Stated goal. Hunt for the word "page" across the entries below, copying each line that holds it.

Listed records.
= = =
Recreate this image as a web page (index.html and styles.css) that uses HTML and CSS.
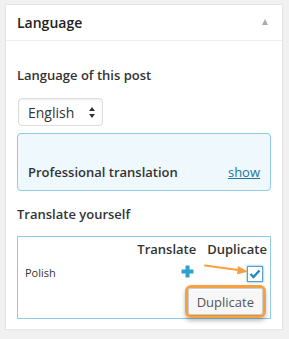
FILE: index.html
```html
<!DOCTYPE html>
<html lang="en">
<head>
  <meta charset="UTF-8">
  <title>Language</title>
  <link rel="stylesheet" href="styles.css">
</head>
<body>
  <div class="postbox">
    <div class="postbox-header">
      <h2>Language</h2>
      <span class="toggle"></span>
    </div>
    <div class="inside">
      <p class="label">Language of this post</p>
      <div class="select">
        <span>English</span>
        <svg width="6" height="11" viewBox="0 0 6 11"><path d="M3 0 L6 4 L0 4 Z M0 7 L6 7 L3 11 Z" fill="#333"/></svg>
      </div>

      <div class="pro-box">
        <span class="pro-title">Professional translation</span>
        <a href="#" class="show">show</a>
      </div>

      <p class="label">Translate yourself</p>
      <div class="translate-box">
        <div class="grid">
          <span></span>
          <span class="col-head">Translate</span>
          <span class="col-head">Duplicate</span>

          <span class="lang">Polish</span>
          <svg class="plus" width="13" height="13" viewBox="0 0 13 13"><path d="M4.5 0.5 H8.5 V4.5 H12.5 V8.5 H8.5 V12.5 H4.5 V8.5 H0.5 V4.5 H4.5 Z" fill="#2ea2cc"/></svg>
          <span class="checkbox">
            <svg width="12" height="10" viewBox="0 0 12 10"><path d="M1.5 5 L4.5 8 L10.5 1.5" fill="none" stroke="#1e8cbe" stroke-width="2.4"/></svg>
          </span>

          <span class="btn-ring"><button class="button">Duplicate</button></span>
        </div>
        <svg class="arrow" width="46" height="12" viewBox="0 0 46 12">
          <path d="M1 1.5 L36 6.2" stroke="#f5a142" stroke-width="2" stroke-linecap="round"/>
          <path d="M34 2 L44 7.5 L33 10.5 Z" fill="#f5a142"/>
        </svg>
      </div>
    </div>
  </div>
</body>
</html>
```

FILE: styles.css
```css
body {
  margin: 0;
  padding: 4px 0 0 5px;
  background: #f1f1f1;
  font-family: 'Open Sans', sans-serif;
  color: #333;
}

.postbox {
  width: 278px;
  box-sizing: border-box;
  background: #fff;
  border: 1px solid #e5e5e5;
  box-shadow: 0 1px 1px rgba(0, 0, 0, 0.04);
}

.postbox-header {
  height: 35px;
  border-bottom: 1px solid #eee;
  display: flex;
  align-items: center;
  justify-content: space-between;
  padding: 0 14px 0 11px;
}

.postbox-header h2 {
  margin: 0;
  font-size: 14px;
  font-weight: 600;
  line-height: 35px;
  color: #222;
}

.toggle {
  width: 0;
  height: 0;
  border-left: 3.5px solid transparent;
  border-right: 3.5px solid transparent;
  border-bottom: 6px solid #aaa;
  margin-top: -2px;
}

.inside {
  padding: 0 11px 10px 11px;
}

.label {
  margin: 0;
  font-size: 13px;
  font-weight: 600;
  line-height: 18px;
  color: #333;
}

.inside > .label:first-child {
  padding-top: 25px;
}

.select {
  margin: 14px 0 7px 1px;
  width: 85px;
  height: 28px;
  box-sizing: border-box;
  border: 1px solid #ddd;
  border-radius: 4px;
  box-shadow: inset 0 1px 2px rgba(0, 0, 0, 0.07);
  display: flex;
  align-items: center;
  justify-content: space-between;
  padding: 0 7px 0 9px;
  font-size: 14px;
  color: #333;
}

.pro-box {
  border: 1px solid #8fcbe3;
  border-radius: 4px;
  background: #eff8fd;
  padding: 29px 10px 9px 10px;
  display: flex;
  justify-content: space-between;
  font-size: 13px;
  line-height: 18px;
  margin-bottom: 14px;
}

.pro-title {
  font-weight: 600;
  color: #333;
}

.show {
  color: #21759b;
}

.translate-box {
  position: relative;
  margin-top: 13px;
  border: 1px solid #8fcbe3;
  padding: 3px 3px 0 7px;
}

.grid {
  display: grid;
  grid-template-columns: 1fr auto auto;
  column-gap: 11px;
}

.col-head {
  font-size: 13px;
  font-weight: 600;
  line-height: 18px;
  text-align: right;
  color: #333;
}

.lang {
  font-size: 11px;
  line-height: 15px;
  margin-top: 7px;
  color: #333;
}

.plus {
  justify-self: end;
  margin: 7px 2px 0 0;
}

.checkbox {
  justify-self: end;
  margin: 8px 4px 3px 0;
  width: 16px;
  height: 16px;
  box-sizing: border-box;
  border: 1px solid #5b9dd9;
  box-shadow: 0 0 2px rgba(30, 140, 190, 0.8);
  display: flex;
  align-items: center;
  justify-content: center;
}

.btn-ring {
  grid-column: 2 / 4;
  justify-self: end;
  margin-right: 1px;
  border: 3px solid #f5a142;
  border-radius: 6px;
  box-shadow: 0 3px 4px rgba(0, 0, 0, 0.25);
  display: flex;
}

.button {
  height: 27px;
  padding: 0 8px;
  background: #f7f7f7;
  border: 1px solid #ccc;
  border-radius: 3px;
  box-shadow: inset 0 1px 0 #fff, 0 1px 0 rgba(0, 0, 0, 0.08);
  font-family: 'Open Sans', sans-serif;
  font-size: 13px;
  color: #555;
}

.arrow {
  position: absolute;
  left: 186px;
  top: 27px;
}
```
= = =
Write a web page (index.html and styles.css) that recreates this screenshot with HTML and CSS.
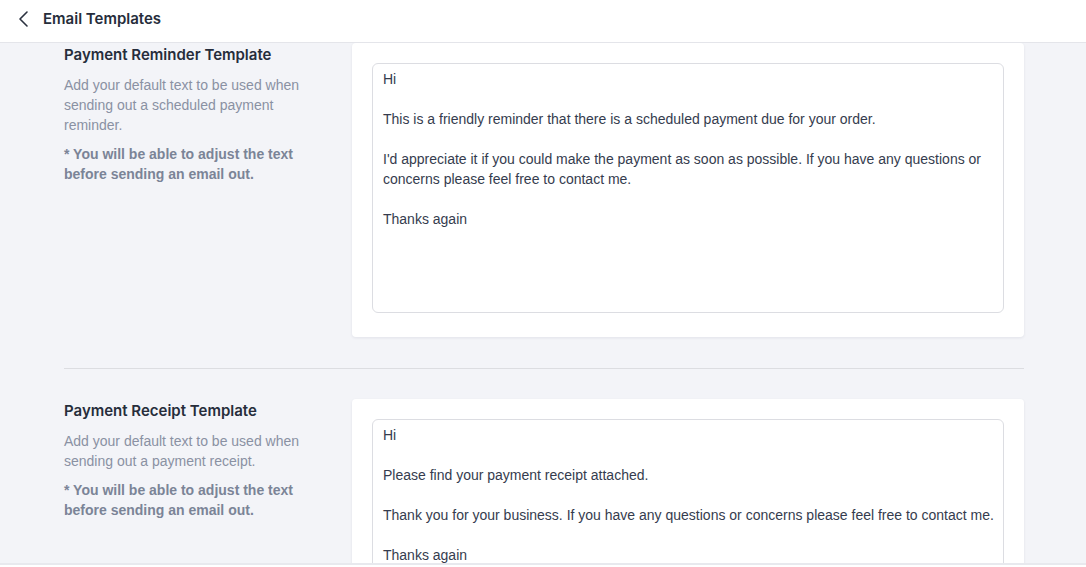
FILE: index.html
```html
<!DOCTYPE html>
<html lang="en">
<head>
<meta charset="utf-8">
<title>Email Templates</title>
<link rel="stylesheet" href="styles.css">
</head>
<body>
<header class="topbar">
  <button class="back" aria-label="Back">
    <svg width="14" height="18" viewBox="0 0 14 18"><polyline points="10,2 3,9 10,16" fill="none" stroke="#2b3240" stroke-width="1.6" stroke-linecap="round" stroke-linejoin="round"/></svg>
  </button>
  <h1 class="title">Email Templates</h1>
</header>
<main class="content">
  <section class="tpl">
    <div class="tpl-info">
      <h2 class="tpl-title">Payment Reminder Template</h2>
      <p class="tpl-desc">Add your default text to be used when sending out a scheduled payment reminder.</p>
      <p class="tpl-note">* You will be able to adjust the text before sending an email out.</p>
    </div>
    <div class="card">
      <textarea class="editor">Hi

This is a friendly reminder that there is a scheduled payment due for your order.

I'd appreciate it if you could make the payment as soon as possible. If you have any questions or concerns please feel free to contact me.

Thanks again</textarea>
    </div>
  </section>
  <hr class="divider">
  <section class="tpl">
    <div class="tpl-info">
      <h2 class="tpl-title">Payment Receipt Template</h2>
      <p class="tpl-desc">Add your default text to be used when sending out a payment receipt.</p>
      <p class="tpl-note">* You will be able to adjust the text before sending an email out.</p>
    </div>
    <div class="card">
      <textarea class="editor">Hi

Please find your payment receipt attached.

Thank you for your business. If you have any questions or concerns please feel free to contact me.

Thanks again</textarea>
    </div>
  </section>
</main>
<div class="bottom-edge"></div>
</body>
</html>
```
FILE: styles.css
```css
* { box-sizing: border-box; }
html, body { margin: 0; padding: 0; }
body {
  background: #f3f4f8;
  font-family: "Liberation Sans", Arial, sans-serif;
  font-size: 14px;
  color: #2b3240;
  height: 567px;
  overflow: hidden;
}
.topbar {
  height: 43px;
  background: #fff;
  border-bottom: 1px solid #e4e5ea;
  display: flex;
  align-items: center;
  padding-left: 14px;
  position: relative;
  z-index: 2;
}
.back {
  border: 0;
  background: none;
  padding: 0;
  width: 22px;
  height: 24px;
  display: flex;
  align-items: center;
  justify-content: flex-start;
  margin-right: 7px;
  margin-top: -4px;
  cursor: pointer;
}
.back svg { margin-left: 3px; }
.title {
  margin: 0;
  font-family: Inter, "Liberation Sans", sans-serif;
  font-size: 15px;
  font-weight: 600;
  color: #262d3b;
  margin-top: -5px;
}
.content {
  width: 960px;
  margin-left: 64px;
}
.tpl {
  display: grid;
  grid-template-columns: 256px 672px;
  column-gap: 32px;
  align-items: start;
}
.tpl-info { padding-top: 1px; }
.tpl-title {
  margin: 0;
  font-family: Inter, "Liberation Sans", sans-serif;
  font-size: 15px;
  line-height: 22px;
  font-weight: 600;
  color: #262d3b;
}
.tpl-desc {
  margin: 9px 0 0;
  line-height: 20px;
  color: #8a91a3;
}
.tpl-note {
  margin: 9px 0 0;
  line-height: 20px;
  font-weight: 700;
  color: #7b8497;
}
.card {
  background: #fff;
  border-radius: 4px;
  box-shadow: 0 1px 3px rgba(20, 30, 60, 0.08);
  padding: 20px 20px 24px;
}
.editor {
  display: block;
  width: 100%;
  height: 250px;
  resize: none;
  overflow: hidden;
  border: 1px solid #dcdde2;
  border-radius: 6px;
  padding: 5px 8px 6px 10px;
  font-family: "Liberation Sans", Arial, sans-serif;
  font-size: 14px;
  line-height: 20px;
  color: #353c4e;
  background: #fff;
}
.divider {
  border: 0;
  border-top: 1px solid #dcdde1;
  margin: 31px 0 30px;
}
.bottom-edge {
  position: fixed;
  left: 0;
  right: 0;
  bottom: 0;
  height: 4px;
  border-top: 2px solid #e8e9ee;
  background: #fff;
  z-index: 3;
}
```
= = =
Answer to the task.
Recreate this image as a web page (index.html and styles.css) that uses HTML and CSS.
Write a web page (index.html and styles.css) that recreates this screenshot with HTML and CSS.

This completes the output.